The time shifting interwoven character drama, in which multiple discordant storylines merge into a coherent whole, is the primary characteristic of the films of Alejandro González Iñárritu and longtime collaborator Guillermo Arriaga. Together, the men perfected the form in Amores Perros and 21 Grams. Its potency waned in Babel, the film that appears to have irreparably fractured their relationship.
With The Burning Plain the form can be pronounced to be, if not officially dead, on its last bit of life support. What once seemed like a fresh and exciting method of storytelling, an offshoot of a mode popularized by Robert Altman and others, has become impossibly trite. Written and directed by Arriaga, the film cuts back and forth over more than a decade, weaves its way through two concrete settings and winds up at a place heavy on symbolism and melodrama but empty on ideas.
Charlize Theron stars as Sylvia, proprietor of a high-end Portland restaurant and a miserable sex addict prone to random encounters, public nudity and self-immolation. She jumps from one man to another while a mysterious third individual (José Maria Yazpik) follows her across town. In another subplot, set in South Texas, a married mother named Gina (Kim Basinger) has an affair with a married father named Nick (Joaquim de Almeida). In the third subplot, Gina’s eldest daughter (Jennifer Lawrence) strikes up a friendship with Nick’s son Santiago (J.D. Pardo) and in the fourth a daughter watches as her crop duster father crashes his plane while on the job. These blend together in a fashion that stretches credulity long past its breaking point.

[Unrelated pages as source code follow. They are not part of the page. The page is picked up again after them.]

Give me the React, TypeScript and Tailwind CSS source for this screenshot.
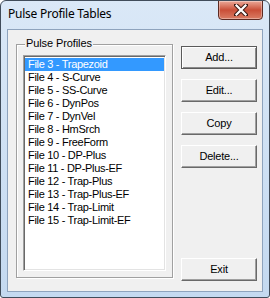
import React, { useState } from 'react';

const profiles = [
  'File 3 - Trapezoid',
  'File 4 - S-Curve',
  'File 5 - SS-Curve',
  'File 6 - DynPos',
  'File 7 - DynVel',
  'File 8 - HmSrch',
  'File 9 - FreeForm',
  'File 10 - DP-Plus',
  'File 11 - DP-Plus-EF',
  'File 12 - Trap-Plus',
  'File 13 - Trap-Plus-EF',
  'File 14 - Trap-Limit',
  'File 15 - Trap-Limit-EF',
];

const font = { fontFamily: '"Liberation Sans", Arial, sans-serif' };

const DlgButton: React.FC<{ label: string; isDefault?: boolean }> = ({ label, isDefault }) => (
  <button
    className={`w-[76px] h-[23px] bg-[#f0f0f0] text-[11px] tracking-[-0.2px] text-black leading-none flex items-center justify-center ${
      isDefault
        ? 'border border-[#5a5a5a] shadow-[inset_1px_1px_0_#ffffff,inset_-1px_-1px_0_#8a8a8a]'
        : 'border-t border-l border-t-white border-l-white border-r border-b border-r-[#696969] border-b-[#696969] shadow-[inset_-1px_-1px_0_#a0a0a0]'
    }`}
  >
    {label}
  </button>
);

export default function App() {
  const [selected, setSelected] = useState(0);

  return (
    <div
      className="w-[270px] h-[298px] flex flex-col border border-[#404c5a] rounded-t-[6px] rounded-b-[3px] bg-gradient-to-b from-[#dae8f7] to-[#c4d9f0] overflow-hidden"
      style={font}
    >
      {/* title bar */}
      <div className="h-[28px] flex items-start shrink-0">
        <span
          className="pl-[7px] pt-[7px] text-[12px] tracking-[-0.25px] text-black leading-none"
          style={{ fontFamily: '"Noto Sans", "Open Sans", sans-serif' }}
        >
          Pulse Profile Tables
        </span>
        <div className="ml-auto mr-[6px] -mt-[1px] w-[45px] h-[20px] rounded-b-[4px] border border-[#5c2a22] bg-gradient-to-b from-[#eaa898] via-[#c94e37] to-[#d97c64] shadow-[inset_0_0_0_1px_rgba(255,255,255,0.35)] flex items-center justify-center">
          <svg width="14" height="12" viewBox="0 0 14 12">
            <path d="M2 1 L12 11 M12 1 L2 11" stroke="#3a1a14" strokeWidth="4.2" strokeLinecap="square" />
            <path d="M2.5 1.5 L11.5 10.5 M11.5 1.5 L2.5 10.5" stroke="#ffffff" strokeWidth="2.2" strokeLinecap="square" />
          </svg>
        </div>
      </div>

      {/* client area */}
      <div className="mx-[6px] h-[263px] border border-[#8ea3bd] bg-[#f0f0f0] flex">
        {/* group box */}
        <div className="ml-[8px] mt-[14px] w-[157px] h-[234px] relative border border-[#a0a0a0] shadow-[inset_1px_1px_0_#ffffff,1px_1px_0_#ffffff]">
          <span className="absolute -top-[7px] left-[8px] px-[1px] bg-[#f0f0f0] text-[11px] tracking-[-0.1px] leading-none text-black">
            Pulse Profiles
          </span>
          <div className="ml-[6px] mt-[10px] w-[143px] h-[216px] bg-white border-t border-l border-t-[#a0a0a0] border-l-[#a0a0a0] border-r border-b border-r-white border-b-white shadow-[inset_1px_1px_0_#696969,inset_-1px_-1px_0_#e3e3e3] p-[1px]">
            <div className="pt-[1px]">
              {profiles.map((p, i) => (
                <div
                  key={p}
                  onClick={() => setSelected(i)}
                  className={`h-[13px] pl-[3px] text-[11px] tracking-[-0.3px] leading-[13px] whitespace-nowrap ${
                    selected === i ? 'bg-[#3399ff] text-white' : 'text-black'
                  }`}
                >
                  {p}
                </div>
              ))}
            </div>
          </div>
        </div>

        {/* buttons */}
        <div className="ml-[8px] pt-[16px] pb-[10px] flex flex-col gap-[10px]">
          <DlgButton label="Add..." isDefault />
          <DlgButton label="Edit..." />
          <DlgButton label="Copy" />
          <DlgButton label="Delete..." />
          <div className="mt-auto">
            <DlgButton label="Exit" />
          </div>
        </div>
      </div>
    </div>
  );
}
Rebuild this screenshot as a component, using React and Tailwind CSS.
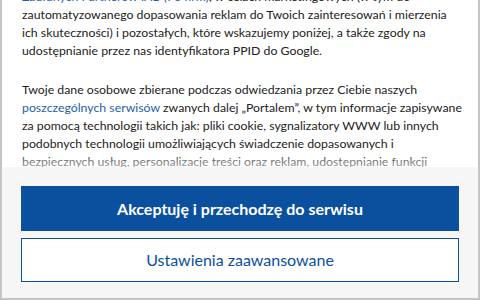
const App = () => {
  return (
    <div className="w-[480px] h-[300px] bg-white border-2 border-[#c4c4c4] border-t-0 flex flex-col overflow-hidden font-['Lato','Liberation_Sans',sans-serif]">
      <div className="flex-1 overflow-hidden px-[20px]">
        <div className="-mt-3 text-[12.3px] leading-[18px] text-[#222] whitespace-nowrap">
          <p>
            <a className="text-[#1f5fa8]">Zaufanych Partnerów IAB (76 firm)</a>, w celach marketingowych (w tym do
            <br />
            zautomatyzowanego dopasowania reklam do Twoich zainteresowań i mierzenia
            <br />
            ich skuteczności) i pozostałych, które wskazujemy poniżej, a także zgody na
            <br />
            udostępnianie przez nas identyfikatora PPID do Google.
          </p>
          <p className="mt-[21px]">
            Twoje dane osobowe zbierane podczas odwiedzania przez Ciebie naszych
            <br />
            <a className="text-[#1f5fa8]">poszczególnych serwisów</a> zwanych dalej „Portalem”, w tym informacje zapisywane
            <br />
            za pomocą technologii takich jak: pliki cookie, sygnalizatory WWW lub innych
            <br />
            podobnych technologii umożliwiających świadczenie dopasowanych i
            <br />
            bezpiecznych usług, personalizacje treści oraz reklam, udostępnianie funkcji
          </p>
        </div>
      </div>
      <div className="h-[131px] shrink-0 bg-[#f6f6f6] shadow-[0_-8px_12px_rgba(255,255,255,0.6)] px-[19px] pt-[19px] flex flex-col gap-[7px]">
        <button className="h-[45px] w-full bg-[#0b4f9f] text-white text-[16px] font-bold">
          Akceptuję i przechodzę do serwisu
        </button>
        <button className="h-[44px] w-full bg-white border border-[#0b4f9f] text-[#0b4f9f] text-[16px]">
          Ustawienia zaawansowane
        </button>
      </div>
    </div>
  );
};

export default App;
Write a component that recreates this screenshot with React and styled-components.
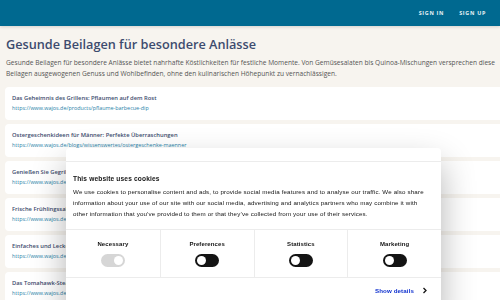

For a picture like this to work there must be some sort of grand unifying force that keeps the audience connected throughout the jumping around. Be it an unexplained mystery, sheer emotional energy or a heightened sensationalized aesthetic that pull to stay with the filmmaker on his journey cannot be compromised. Unfortunately, Arriaga hits one tonal register throughout The Burning Plain: sheer misery. From the angst-ridden Sylvia to Gina’s somber affair the entire film unfolds in a haze of depression, overloaded with crying and forced dramatics that prove so overbearing they come across as manipulative rather than earned.
In addition to that influx of trite emotion Arriaga’s work is hampered by its total absence of naturalism, as realized in the characters’ propensity for acting as dictated by the plot rather than their deeply felt motivations. Much of the film seems driven by the dreams of a storyteller on a too desperate quest for cross generational lyricism, for promulgating the sort of heightened connections of a fable at the expense of those derived from an organic place. The imagery, too, spirals overboard, literalizing what should remain abstract (i.e. there really is a burning plain on display), and the camera lingers too long on intense, misty-eyed close-ups.
Yet the writer/director successfully imbues the extramarital affair at the heart of the film with a strong sense of the destructive inevitability of such ventures. From the dusty side roads on which they meet and the abandoned trailer in which they carry out their affair, to the inconvenient moments in which they’re drawn together, it’s clear that the pair risks all for these clandestine consummations of their love. The material demands the tempering of Arriaga’s predilection for multi-part storytelling and the forgoing of the age-old “sins of the parent visited on the child” conceit. It’s not hard to recognize that the heart of The Burning Plain is the story of two adults with separate lives driven together on a path to destruction. One wonders how the filmmaker could have missed that.